Comment: Seems like Roger Ebert has once again switched brains lambasting a director's latest project with the very logic he had previously used to praise his other films. Hey, maybe SIGNS had two or three or certainly less than a half-dozen "issues" with its plot but that's just small potatoes so let's just give this young, "Next Big Man" director a break, right! Guess a media hyped reputation only gets you 1 free pass at the Chicago Sun-Times because the Star Wars prequels similarly slid from being visual feasts for the imagination to fx-bloated wormwood with seemingly little change from film to film. Hey! I can understand if Ebert feels the need to change his outlook, but consistancy is also a great virtue with readers. The man writes terrific essays on film, but his judgment on current releases has left me spinning every which way from Sunday the last couple of years. "So, which Ebert is going to write the review today?" I sometimes ask myself - the champion of independent films, classics, animation and science-fiction... or the guy that endorsed XXX, FAST AND THE FURIOUS and the TOMB RAIDER movies?


And lets not forget he gave Garfield: The Movie ***  :lol:

meatball

I liked the movie. I came in with lowered expectations from these sour posts as well as some relatives' comments, so what I saw was much better than I expected.

Luckily I didn't have "pigmented" boys and giggling girls to influence my impression of the movie, I just took it in for what it was. I did drop my cell phone halfway through the movie, but that didn't drastically taint my viewing experience.
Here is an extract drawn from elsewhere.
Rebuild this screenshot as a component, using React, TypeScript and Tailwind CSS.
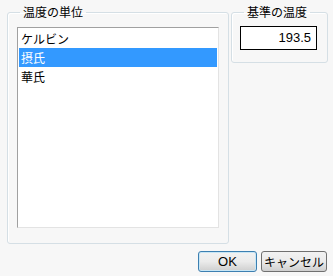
import React from "react"

const units = ["ケルビン", "摂氏", "華氏"]

export default function App() {
  const selected = 1

  return (
    <div className="w-[333px] h-[276px] bg-[#f7f7f7] text-[12px] text-black font-['Noto_Sans_CJK_JP','Noto_Sans_CJK_SC',sans-serif] overflow-hidden">
      <div className="flex gap-[2px] pl-[7px] pt-[4px]">
        {/* 温度の単位 */}
        <fieldset className="w-[222px] h-[240px] border border-[#d5dfe5] rounded-[3px] pl-[9px] pt-[7px] shadow-[inset_1px_1px_0_#ffffff]">
          <legend className="ml-[3px] px-[3px] leading-[16px]">温度の単位</legend>
          <div className="w-[202px] h-[201px] bg-white border border-t-[#a0a0a0] border-l-[#a0a0a0] border-r-[#e3e3e3] border-b-[#e3e3e3] p-[1px]">
            {units.map((u, i) => (
              <div
                key={u}
                className={
                  i === selected
                    ? "h-[19px] leading-[19px] pl-[2px] bg-[#3399ff] text-white"
                    : "h-[19px] leading-[19px] pl-[2px]"
                }
              >
                {u}
              </div>
            ))}
          </div>
        </fieldset>

        {/* 基準の温度 */}
        <fieldset className="w-[97px] h-[59px] border border-[#d5dfe5] rounded-[3px] pl-[8px] pt-[6px] shadow-[inset_1px_1px_0_#ffffff]">
          <legend className="ml-[4px] px-[3px] leading-[16px]">基準の温度</legend>
          <div className="w-[77px] h-[24px] bg-white border border-black flex items-center justify-end pr-[5px] font-['Liberation_Sans',sans-serif] text-[13px]">
            193.5
          </div>
        </fieldset>
      </div>

      {/* buttons */}
      <div className="flex justify-end gap-[4px] pr-[6px] mt-[7px]">
        <button className="w-[59px] h-[21px] rounded-[3px] border border-[#3c7fb1] bg-gradient-to-b from-[#f2f2f2] via-[#ebebeb] to-[#cfcfcf] shadow-[inset_0_0_0_1px_#c8e6f5] font-['Liberation_Sans',sans-serif] text-[13px] leading-[19px]">
          OK
        </button>
        <button className="w-[66px] h-[21px] rounded-[3px] border border-[#707070] bg-gradient-to-b from-[#f2f2f2] via-[#ebebeb] to-[#cfcfcf] leading-[19px]">
          キャンセル
        </button>
      </div>
    </div>
  )
}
Some stuff was a bit cheesy, but that's what M. Night serves best. I mean, Sam Jackson as a purple clad Mr. Glass?

Loved Adrien Brody! Reminded me of Leo's Gilbert Grape, in a good way.

Good movie. :yabbse-thumbup: :yabbse-thumbup:

Derek

I gotta say, I thought this was his worst film up until the ending, which made me re-think everything that came before in a good way. I think now this might be his best, certainly will hold up to repeat viewings unlike The Sixth Sense. Bryce Howard is a star in the making.
It's like, how much more black could this be? And the answer is none. None more black.

Finn

Well that's certainly the first time I've heard a comment like that on this movie. A girl I talked to said it was the worst movie she's ever seen. But most people I talked to about these things don't have a brain in their head anyway. They can go screw themselves.
Typical US Mother: "Remember what the MPAA says; Horrific, Deplorable violence is okay, as long as people don't say any naughty words."

Myxo

I still think this is the best thing I've heard about this film yet.

"This won't end his career. Far from it. I'm sure it's going to open huge. But this is definitely a defining moment for him. Whatever he does next, he's going to have to treat his audience with more respect. It's one thing to want to make a movie about lies. It's another thing to make a movie that is a lie. Understanding that difference and being able to illustrate it is something that seems to have simply escaped him this time out."

Ghostboy

I have to admit that, while I still think the film is a complete mess, it's definitely stuck with me the past two days -- the fact that there's those several moments of excellence mixed in to the overall mess makes it, in a way, more fascinating than his other films.

Sleuth

Aw, this was SO CLOSE to being good.  One word review:  awkward.